WHAT THE TASK REQUIRES - What is the number of lines containing the string "Give"? Answer with the number only.

— START OF THE INPUT —

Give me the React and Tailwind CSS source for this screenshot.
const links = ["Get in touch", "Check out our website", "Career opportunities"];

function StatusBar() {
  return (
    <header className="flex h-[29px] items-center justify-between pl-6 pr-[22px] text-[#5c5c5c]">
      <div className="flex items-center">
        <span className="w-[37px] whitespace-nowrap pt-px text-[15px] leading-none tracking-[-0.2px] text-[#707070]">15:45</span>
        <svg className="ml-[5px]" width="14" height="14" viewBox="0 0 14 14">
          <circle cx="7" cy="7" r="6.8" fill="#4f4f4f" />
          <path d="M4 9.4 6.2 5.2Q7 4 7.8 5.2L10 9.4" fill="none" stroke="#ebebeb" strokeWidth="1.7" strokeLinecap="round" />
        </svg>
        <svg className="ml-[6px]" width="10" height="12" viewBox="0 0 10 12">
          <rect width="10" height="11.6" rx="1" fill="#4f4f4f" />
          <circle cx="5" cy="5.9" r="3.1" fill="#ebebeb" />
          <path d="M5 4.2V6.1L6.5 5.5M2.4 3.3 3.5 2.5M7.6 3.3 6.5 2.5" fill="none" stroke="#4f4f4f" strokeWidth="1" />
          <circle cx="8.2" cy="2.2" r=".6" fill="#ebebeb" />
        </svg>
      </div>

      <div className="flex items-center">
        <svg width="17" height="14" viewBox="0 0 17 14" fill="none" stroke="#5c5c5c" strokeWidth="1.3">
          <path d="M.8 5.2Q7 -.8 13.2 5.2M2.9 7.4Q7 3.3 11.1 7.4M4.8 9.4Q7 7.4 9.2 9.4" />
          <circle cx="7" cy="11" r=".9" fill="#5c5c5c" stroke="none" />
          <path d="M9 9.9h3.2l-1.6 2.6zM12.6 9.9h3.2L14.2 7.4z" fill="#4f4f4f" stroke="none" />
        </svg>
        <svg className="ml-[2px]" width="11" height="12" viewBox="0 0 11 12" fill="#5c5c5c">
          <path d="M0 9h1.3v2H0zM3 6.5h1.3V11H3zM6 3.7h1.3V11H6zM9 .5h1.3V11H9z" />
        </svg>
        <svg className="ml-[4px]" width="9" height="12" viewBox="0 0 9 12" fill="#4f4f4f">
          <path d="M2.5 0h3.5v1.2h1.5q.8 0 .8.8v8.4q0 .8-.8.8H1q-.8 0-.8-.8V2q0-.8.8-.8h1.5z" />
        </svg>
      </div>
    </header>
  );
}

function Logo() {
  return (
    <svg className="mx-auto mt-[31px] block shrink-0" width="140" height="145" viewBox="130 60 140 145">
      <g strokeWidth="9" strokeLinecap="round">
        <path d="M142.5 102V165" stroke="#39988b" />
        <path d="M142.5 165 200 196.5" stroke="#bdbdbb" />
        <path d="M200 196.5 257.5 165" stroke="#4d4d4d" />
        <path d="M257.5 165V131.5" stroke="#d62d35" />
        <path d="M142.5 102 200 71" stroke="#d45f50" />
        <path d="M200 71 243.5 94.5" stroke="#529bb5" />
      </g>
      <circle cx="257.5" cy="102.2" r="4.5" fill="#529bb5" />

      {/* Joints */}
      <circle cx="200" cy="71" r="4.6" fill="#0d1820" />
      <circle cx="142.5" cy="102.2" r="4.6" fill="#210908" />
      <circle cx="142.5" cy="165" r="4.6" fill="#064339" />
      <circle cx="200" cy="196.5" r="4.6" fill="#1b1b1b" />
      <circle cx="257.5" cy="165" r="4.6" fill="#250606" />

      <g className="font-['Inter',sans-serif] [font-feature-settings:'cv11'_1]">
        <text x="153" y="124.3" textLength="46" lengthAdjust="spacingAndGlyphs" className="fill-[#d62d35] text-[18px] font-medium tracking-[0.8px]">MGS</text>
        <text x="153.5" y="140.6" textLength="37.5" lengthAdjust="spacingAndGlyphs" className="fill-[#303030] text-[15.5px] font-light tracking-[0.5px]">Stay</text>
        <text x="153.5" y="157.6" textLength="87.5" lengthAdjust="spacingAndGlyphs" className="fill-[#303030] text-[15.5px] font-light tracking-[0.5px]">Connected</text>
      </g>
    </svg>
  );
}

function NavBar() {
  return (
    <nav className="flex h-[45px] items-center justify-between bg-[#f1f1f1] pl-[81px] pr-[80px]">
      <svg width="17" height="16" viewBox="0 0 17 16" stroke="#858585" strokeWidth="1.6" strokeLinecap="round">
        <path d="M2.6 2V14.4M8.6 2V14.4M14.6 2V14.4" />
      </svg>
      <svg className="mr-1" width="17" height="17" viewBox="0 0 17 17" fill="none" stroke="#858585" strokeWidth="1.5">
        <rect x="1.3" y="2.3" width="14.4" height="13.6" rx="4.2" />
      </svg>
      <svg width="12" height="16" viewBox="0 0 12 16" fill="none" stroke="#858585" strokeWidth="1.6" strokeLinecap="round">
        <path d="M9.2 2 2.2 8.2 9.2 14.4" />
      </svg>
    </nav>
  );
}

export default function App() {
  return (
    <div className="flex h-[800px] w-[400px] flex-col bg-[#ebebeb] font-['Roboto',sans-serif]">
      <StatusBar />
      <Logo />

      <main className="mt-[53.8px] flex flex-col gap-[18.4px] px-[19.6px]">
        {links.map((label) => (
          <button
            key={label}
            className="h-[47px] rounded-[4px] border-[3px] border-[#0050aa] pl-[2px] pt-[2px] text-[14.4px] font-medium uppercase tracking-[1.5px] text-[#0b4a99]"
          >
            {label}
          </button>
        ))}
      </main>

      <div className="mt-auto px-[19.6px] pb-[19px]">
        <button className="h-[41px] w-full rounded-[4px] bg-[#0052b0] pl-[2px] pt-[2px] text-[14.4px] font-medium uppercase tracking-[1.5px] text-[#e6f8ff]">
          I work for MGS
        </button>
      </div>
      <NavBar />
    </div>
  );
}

— END OF THE INPUT —
— START OF THE INPUT —

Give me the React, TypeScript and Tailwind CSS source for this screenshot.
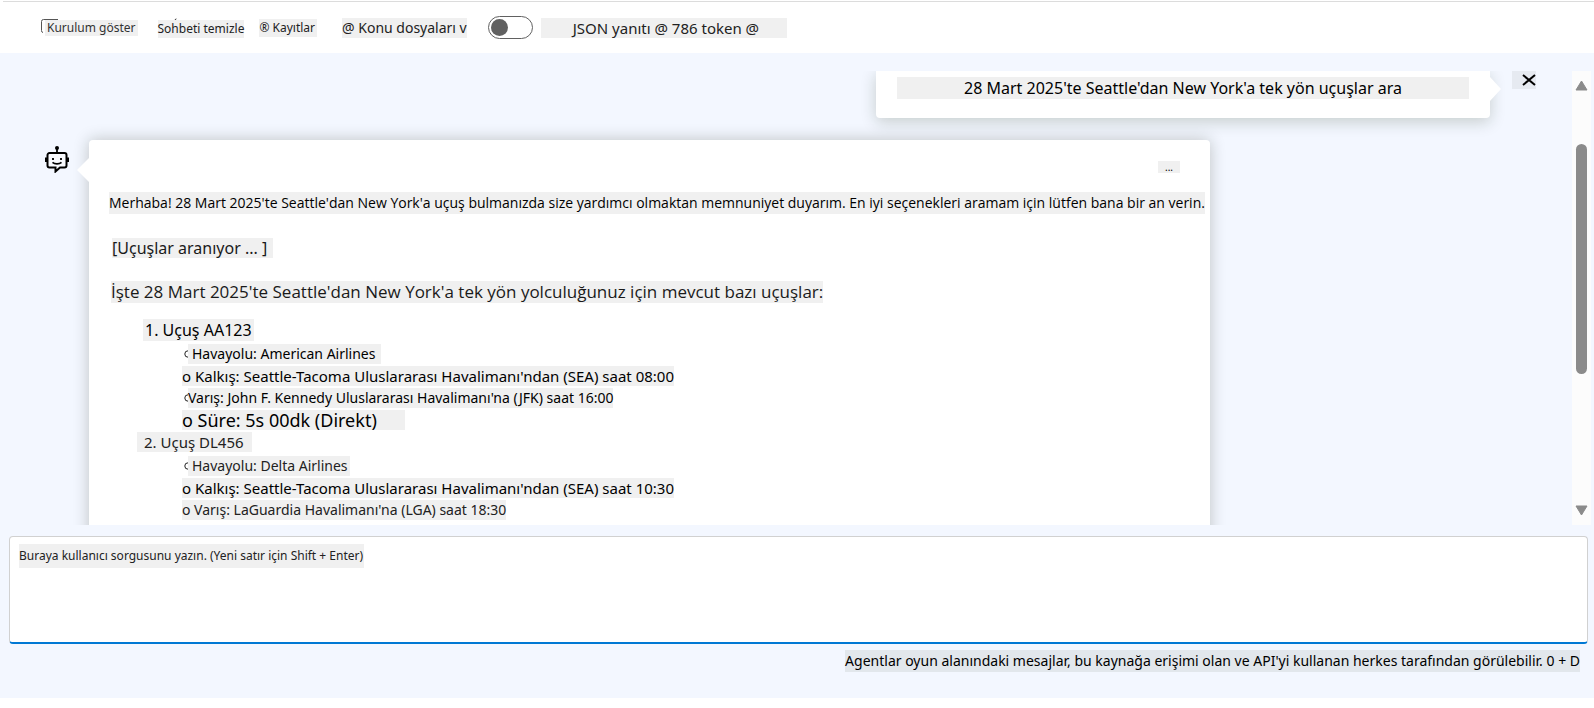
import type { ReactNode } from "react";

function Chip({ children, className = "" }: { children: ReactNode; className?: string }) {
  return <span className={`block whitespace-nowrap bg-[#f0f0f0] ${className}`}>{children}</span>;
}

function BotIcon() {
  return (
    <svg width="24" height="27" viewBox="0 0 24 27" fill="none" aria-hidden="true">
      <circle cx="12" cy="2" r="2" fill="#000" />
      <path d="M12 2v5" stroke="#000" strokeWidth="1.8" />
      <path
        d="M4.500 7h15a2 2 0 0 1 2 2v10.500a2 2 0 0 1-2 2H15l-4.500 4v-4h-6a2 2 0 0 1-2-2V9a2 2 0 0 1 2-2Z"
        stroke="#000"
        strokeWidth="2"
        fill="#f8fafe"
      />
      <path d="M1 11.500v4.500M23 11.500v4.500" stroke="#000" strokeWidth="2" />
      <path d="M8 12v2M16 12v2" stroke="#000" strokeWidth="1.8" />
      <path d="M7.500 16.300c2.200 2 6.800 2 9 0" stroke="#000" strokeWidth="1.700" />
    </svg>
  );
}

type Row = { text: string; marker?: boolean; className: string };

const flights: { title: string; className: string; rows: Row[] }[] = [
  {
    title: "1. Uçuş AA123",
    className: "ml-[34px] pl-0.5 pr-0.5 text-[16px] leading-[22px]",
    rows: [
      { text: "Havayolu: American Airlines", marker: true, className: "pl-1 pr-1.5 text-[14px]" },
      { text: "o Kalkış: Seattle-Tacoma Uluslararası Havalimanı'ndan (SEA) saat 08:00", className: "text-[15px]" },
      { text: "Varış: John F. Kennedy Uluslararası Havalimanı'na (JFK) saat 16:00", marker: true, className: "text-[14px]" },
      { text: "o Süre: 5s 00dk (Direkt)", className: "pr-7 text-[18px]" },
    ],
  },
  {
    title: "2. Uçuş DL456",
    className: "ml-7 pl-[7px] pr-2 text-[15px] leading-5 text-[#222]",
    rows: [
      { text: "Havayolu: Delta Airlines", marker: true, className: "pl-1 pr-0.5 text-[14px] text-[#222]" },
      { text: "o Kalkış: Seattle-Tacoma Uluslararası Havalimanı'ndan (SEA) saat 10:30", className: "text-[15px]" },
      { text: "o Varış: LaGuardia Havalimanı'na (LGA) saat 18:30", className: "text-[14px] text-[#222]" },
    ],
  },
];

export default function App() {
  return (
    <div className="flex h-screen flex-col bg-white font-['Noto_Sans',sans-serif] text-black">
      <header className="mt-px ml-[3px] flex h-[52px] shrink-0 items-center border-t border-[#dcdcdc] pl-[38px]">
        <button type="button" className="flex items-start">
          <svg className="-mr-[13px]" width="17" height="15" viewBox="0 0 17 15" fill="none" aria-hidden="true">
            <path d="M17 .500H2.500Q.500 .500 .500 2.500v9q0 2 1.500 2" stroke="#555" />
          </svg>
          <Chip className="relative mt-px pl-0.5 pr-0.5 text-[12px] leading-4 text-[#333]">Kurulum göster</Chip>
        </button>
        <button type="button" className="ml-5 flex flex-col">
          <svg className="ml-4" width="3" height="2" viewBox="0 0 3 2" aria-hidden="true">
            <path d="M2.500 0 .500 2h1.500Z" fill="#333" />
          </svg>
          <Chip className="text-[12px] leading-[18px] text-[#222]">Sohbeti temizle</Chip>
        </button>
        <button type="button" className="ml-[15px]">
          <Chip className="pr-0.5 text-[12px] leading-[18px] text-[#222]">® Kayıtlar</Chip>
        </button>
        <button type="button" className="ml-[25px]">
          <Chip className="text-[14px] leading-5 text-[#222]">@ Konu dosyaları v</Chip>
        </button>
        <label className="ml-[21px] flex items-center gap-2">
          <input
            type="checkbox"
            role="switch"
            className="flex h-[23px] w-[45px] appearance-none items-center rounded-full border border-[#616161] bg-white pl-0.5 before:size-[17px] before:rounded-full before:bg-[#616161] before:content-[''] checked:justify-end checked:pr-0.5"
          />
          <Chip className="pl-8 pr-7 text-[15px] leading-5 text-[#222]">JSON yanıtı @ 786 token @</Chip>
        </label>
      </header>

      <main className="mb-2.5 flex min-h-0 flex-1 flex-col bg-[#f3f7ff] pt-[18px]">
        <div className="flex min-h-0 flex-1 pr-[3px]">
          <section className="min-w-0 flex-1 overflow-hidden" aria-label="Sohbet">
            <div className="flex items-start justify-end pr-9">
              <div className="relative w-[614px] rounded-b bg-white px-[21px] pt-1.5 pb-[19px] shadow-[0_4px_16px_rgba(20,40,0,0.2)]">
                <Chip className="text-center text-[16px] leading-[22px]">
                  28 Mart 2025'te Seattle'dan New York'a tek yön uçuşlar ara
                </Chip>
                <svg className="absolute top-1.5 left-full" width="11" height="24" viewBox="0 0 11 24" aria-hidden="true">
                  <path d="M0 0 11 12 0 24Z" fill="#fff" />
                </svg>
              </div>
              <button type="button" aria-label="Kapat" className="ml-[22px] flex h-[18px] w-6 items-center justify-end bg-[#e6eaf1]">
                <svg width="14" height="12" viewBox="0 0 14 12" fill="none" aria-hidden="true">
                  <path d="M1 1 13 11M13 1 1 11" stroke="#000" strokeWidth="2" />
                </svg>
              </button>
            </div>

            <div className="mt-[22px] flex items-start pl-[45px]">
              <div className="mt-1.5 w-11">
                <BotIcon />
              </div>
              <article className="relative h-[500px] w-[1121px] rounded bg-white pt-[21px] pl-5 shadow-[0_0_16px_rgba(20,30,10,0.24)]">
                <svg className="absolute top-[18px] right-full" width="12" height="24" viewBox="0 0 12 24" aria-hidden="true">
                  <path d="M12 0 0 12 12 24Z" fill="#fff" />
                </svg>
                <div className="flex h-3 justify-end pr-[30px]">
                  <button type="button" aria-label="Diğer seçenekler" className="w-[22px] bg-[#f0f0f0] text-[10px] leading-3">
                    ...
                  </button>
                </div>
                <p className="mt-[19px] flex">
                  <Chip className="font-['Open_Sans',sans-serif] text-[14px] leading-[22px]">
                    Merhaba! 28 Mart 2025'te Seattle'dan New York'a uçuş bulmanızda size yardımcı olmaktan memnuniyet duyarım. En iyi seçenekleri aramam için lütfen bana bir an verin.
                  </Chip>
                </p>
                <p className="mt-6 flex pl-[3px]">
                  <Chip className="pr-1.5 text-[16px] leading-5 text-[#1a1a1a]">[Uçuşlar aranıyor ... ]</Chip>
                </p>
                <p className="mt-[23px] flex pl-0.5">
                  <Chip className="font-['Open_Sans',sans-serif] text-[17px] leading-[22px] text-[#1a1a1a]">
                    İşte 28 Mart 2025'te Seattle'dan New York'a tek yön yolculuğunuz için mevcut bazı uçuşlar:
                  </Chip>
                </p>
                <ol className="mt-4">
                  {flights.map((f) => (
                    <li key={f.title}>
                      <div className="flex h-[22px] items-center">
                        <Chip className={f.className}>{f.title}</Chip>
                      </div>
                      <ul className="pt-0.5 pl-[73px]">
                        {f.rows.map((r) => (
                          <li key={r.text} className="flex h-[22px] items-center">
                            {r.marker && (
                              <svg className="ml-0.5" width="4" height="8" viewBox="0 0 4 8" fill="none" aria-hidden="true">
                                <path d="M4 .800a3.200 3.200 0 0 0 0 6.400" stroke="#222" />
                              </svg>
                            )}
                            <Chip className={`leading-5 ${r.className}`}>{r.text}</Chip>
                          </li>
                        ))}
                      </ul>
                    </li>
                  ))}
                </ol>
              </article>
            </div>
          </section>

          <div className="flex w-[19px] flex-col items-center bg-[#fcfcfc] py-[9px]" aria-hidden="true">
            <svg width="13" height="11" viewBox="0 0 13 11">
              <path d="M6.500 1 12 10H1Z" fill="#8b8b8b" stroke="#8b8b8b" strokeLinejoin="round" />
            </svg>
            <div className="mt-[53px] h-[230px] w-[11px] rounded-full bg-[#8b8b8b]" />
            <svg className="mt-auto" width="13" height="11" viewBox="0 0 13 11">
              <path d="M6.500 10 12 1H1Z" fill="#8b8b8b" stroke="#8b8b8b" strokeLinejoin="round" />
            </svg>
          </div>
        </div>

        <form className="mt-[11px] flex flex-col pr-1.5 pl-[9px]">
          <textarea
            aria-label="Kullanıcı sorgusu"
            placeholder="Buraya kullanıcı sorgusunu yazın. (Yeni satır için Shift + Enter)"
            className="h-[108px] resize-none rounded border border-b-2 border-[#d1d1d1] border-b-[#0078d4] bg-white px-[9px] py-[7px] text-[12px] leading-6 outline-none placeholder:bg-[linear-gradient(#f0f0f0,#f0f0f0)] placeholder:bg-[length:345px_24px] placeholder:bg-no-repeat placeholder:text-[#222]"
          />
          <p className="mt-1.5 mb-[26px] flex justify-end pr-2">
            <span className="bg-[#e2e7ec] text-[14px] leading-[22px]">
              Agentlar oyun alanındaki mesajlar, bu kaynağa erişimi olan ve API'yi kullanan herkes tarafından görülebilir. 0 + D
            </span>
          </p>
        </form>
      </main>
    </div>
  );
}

— END OF THE INPUT —

RESPONSE TO THIS TASK - 2